Dalam penjelasannya, Muhammad Suhud juga menyoroti pentingnya verifikasi ketat dalam proses penentuan lokasi dapur, demi memastikan keamanan pangan dan kelayakan mitra. BGN membagi model dapur menjadi tiga jenis, yaitu Dapur Mandiri, Dapur Mitra BGN, dan Dapur yang dibangun langsung oleh BGN. Ketiganya harus memenuhi standar layanan gizi dan sanitasi yang sama. Meski masih ada tantangan lanjutan, semangat kolaboratif antara pusat dan daerah membuat optimisme terhadap kesuksesan program ini tetap terjaga.

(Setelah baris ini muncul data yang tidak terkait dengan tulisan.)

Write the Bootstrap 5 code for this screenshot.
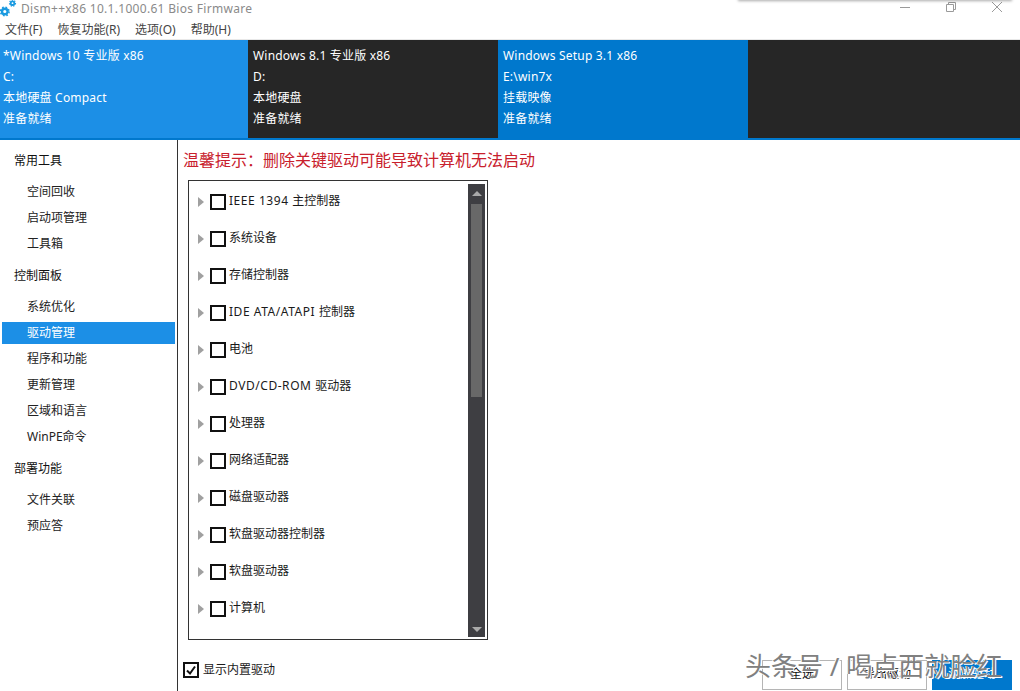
<!DOCTYPE html>
<html lang="zh-CN">
<head>
<meta charset="utf-8">
<title>Dism++</title>
<link href="https://cdn.jsdelivr.net/npm/bootstrap@5.3.0/dist/css/bootstrap.min.css" rel="stylesheet">
<style>
html,body{height:100%;margin:0;overflow:hidden}
body{width:1020px;height:691px;position:relative;background:#fff;font:12px/16px "Noto Sans","Noto Sans CJK SC",sans-serif;color:#1a1a1a}
.titlebar{height:20px}
.titlebar .ttl{margin-left:1px;margin-bottom:2px;color:#8a8a8a;font-size:12px;letter-spacing:.3px}
.winbtn{width:46px;height:14px;display:flex;align-items:center;justify-content:center}
.topshade{position:absolute;left:738px;top:-3px;width:274px;height:3px;box-shadow:0 1px 3px rgba(0,0,0,.35)}
.menubar{height:20px;padding-left:5px;gap:15px;color:#444}
.strip{height:100px;background:#262626;border-bottom:2px solid #0078cd;box-shadow:0 -1px 0 #e8e8e8}
.ostab{width:250px;height:98px;color:#fff;padding:5px 5px 0;line-height:21px;font-size:12px;letter-spacing:.2px}
.ostab.cur{background:#1c8fe6;width:248px;padding-left:3px}
.ostab.blue{background:#0078cd}
.main{height:551px}
.side{width:178px;border-right:1px solid #333;padding:10px 2px 0;flex:none}
.grp{height:22px;line-height:22px;padding-left:12px;margin-bottom:9px;color:#111}
.itm{height:22px;line-height:22px;padding-left:25px;margin-bottom:4px;width:173px;color:#222}
.itm.on{background:#1c8fe6;color:#fff}
.gap{height:6px}
.warn{color:#c8202c;font-size:16px;line-height:20px;margin:0;padding:10px 0 0 5px;height:40px}
.content{position:relative;flex:1;min-width:0}
.tree{margin-left:10px;width:300px;height:460px;border:1px solid #333;padding:1px 2px 1px 0}
.rows{padding-top:1px}
.trow{height:37px;padding-left:9px}
.tri{width:0;height:0;border-left:6px solid #a0a0a0;border-top:5px solid transparent;border-bottom:5px solid transparent;margin-right:6px}
.cb{width:16px;height:16px;border:2px solid #111;background:#fff;margin-right:3px;flex:none}
.lbl{margin-bottom:2px}
.lat{letter-spacing:.55px}
.sb{width:17px;background:#3e3e42;height:453px;padding-top:20px;margin-top:2px}
.thumb{width:11px;height:193px;margin:0 auto;background:#686868}
.sbtn{position:absolute;left:4px;width:0;height:0;border-left:5px solid transparent;border-right:5px solid transparent}
.sbtn.up{top:7px;border-bottom:5px solid #a9a9a9}
.sbtn.dn{bottom:5px;border-top:5px solid #a9a9a9}
.foot{height:50px;padding-top:20px}
.chk{margin-left:5px;height:20px}
.cb2{width:16px;height:16px;border:2px solid #111;margin-right:4px;display:flex}
.acts{margin-left:auto;padding-right:8px;gap:5px}
.actb{width:80px;height:30px;border:1px solid #b5b5b5;border-radius:0;font-size:12px;padding:0 0 3px;background:#fff;color:#111;line-height:24px}
.actb.pri{background:#0078cd;border-color:#0078cd;color:#fff}
.wm{position:absolute;left:745px;top:651px;font-size:26px;line-height:30px;color:#808080;text-shadow:1px 1px 0 #fff,-1px 0 0 #fff;white-space:nowrap}
</style>
</head>
<body>
<div class="topshade"></div>
<div class="titlebar d-flex align-items-center">
  <svg width="20" height="19" viewBox="0 0 20 19" class="align-self-start"><circle cx="4.800" cy="11.500" r="2.800" fill="none" stroke="#1a9ae0" stroke-width="2.400"/><circle cx="4.800" cy="11.500" r="4.300" fill="none" stroke="#1a9ae0" stroke-width="1.500" stroke-dasharray="1.700 1.700"/><circle cx="12.500" cy="3.200" r="1.800" fill="none" stroke="#1a9ae0" stroke-width="1.800"/><circle cx="12.500" cy="3.200" r="3" fill="none" stroke="#1a9ae0" stroke-width="1.200" stroke-dasharray="1.300 1.300"/></svg>
  <span class="ttl">Dism++x86 10.1.1000.61 Bios Firmware</span>
  <div class="d-flex ms-auto align-self-start">
    <div class="winbtn"><svg width="12" height="12" viewBox="0 0 12 12"><path d="M1 6.500h10" stroke="#9a9a9a"/></svg></div>
    <div class="winbtn"><svg width="12" height="12" viewBox="0 0 12 12"><path d="M1.500 3.500h7v7h-7zM3.500 3.500v-2h7v7h-2" fill="none" stroke="#9a9a9a"/></svg></div>
    <div class="winbtn"><svg width="12" height="12" viewBox="0 0 12 12"><path d="M1 1l10 10M11 1L1 11" stroke="#9a9a9a"/></svg></div>
  </div>
</div>
<div class="menubar d-flex align-items-center"><span>文件(F)</span><span>恢复功能(R)</span><span>选项(O)</span><span>帮助(H)</span></div>
<div class="strip d-flex">
  <div class="ostab cur">*Windows 10 专业版 x86<br>C:<br>本地硬盘 Compact<br>准备就绪</div>
  <div class="ostab">Windows 8.1 专业版 x86<br>D:<br>本地硬盘<br>准备就绪</div>
  <div class="ostab blue">Windows Setup 3.1 x86<br>E:\win7x<br>挂载映像<br>准备就绪</div>
</div>
<div class="main d-flex">
  <div class="side">
    <div class="grp">常用工具</div>
    <div class="itm">空间回收</div><div class="itm">启动项管理</div><div class="itm">工具箱</div>
    <div class="gap"></div>
    <div class="grp">控制面板</div>
    <div class="itm">系统优化</div><div class="itm on">驱动管理</div><div class="itm">程序和功能</div><div class="itm">更新管理</div><div class="itm">区域和语言</div><div class="itm">WinPE命令</div>
    <div class="gap"></div>
    <div class="grp">部署功能</div>
    <div class="itm">文件关联</div><div class="itm">预应答</div>
  </div>
  <div class="content">
    <p class="warn">温馨提示：删除关键驱动可能导致计算机无法启动</p>
    <div class="tree d-flex justify-content-between">
      <div class="rows flex-grow-1">
        <div class="trow d-flex align-items-center"><i class="tri"></i><i class="cb"></i><span class="lbl"><span class="lat">IEEE 1394 </span>主控制器</span></div>
        <div class="trow d-flex align-items-center"><i class="tri"></i><i class="cb"></i><span class="lbl">系统设备</span></div>
        <div class="trow d-flex align-items-center"><i class="tri"></i><i class="cb"></i><span class="lbl">存储控制器</span></div>
        <div class="trow d-flex align-items-center"><i class="tri"></i><i class="cb"></i><span class="lbl"><span class="lat">IDE ATA/ATAPI </span>控制器</span></div>
        <div class="trow d-flex align-items-center"><i class="tri"></i><i class="cb"></i><span class="lbl">电池</span></div>
        <div class="trow d-flex align-items-center"><i class="tri"></i><i class="cb"></i><span class="lbl"><span class="lat">DVD/CD-ROM </span>驱动器</span></div>
        <div class="trow d-flex align-items-center"><i class="tri"></i><i class="cb"></i><span class="lbl">处理器</span></div>
        <div class="trow d-flex align-items-center"><i class="tri"></i><i class="cb"></i><span class="lbl">网络适配器</span></div>
        <div class="trow d-flex align-items-center"><i class="tri"></i><i class="cb"></i><span class="lbl">磁盘驱动器</span></div>
        <div class="trow d-flex align-items-center"><i class="tri"></i><i class="cb"></i><span class="lbl">软盘驱动器控制器</span></div>
        <div class="trow d-flex align-items-center"><i class="tri"></i><i class="cb"></i><span class="lbl">软盘驱动器</span></div>
        <div class="trow d-flex align-items-center"><i class="tri"></i><i class="cb"></i><span class="lbl">计算机</span></div>
      </div>
      <div class="sb position-relative"><i class="sbtn up"></i><div class="thumb"></div><i class="sbtn dn"></i></div>
    </div>
    <div class="foot d-flex">
      <div class="chk d-flex align-items-center"><span class="cb2"><svg width="12" height="12" viewBox="0 0 12 12"><path d="M2 6.500l3 3 5-7" fill="none" stroke="#111" stroke-width="2"/></svg></span>显示内置驱动</div>
      <div class="acts d-flex">
        <button class="btn actb">全选</button>
        <button class="btn actb">导出驱动</button>
        <button class="btn actb pri">添加驱动</button>
      </div>
    </div>
  </div>
</div>
<div class="wm">头条号 / 喝点西就脸红</div>
<script src="https://cdn.jsdelivr.net/npm/bootstrap@5.3.0/dist/js/bootstrap.bundle.min.js"></script>
</body>
</html>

Dampak MBG terhadap dunia pendidikan tidak kalah penting. Asupan gizi yang memadai mampu meningkatkan konsentrasi, prestasi, serta partisipasi belajar anak-anak. Di wilayah seperti Papua Barat, di mana akses pendidikan dan ekonomi sering menjadi hambatan, program ini menjadi pendorong kuat bagi keberlangsungan sekolah anak-anak dari keluarga kurang mampu. Ini adalah investasi jangka panjang yang manfaatnya mulai terasa sejak dini dan akan terus berkembang dalam dua hingga tiga dekade ke depan, ketika generasi muda Papua tumbuh menjadi pribadi-pribadi unggul.
Kehadiran MBG di Papua juga mencerminkan bagaimana pemerintah mulai mengadopsi pendekatan berbasis wilayah dan kebutuhan. Program ini bukan proyek satu arah, tetapi dibangun di atas aspirasi dan karakteristik sosial-budaya masyarakat setempat. Dukungan dari masyarakat, mahasiswa, dan pemangku kebijakan daerah menunjukkan bahwa ketika program nasional memiliki akar lokal yang kuat, hasilnya cenderung lebih berkelanjutan.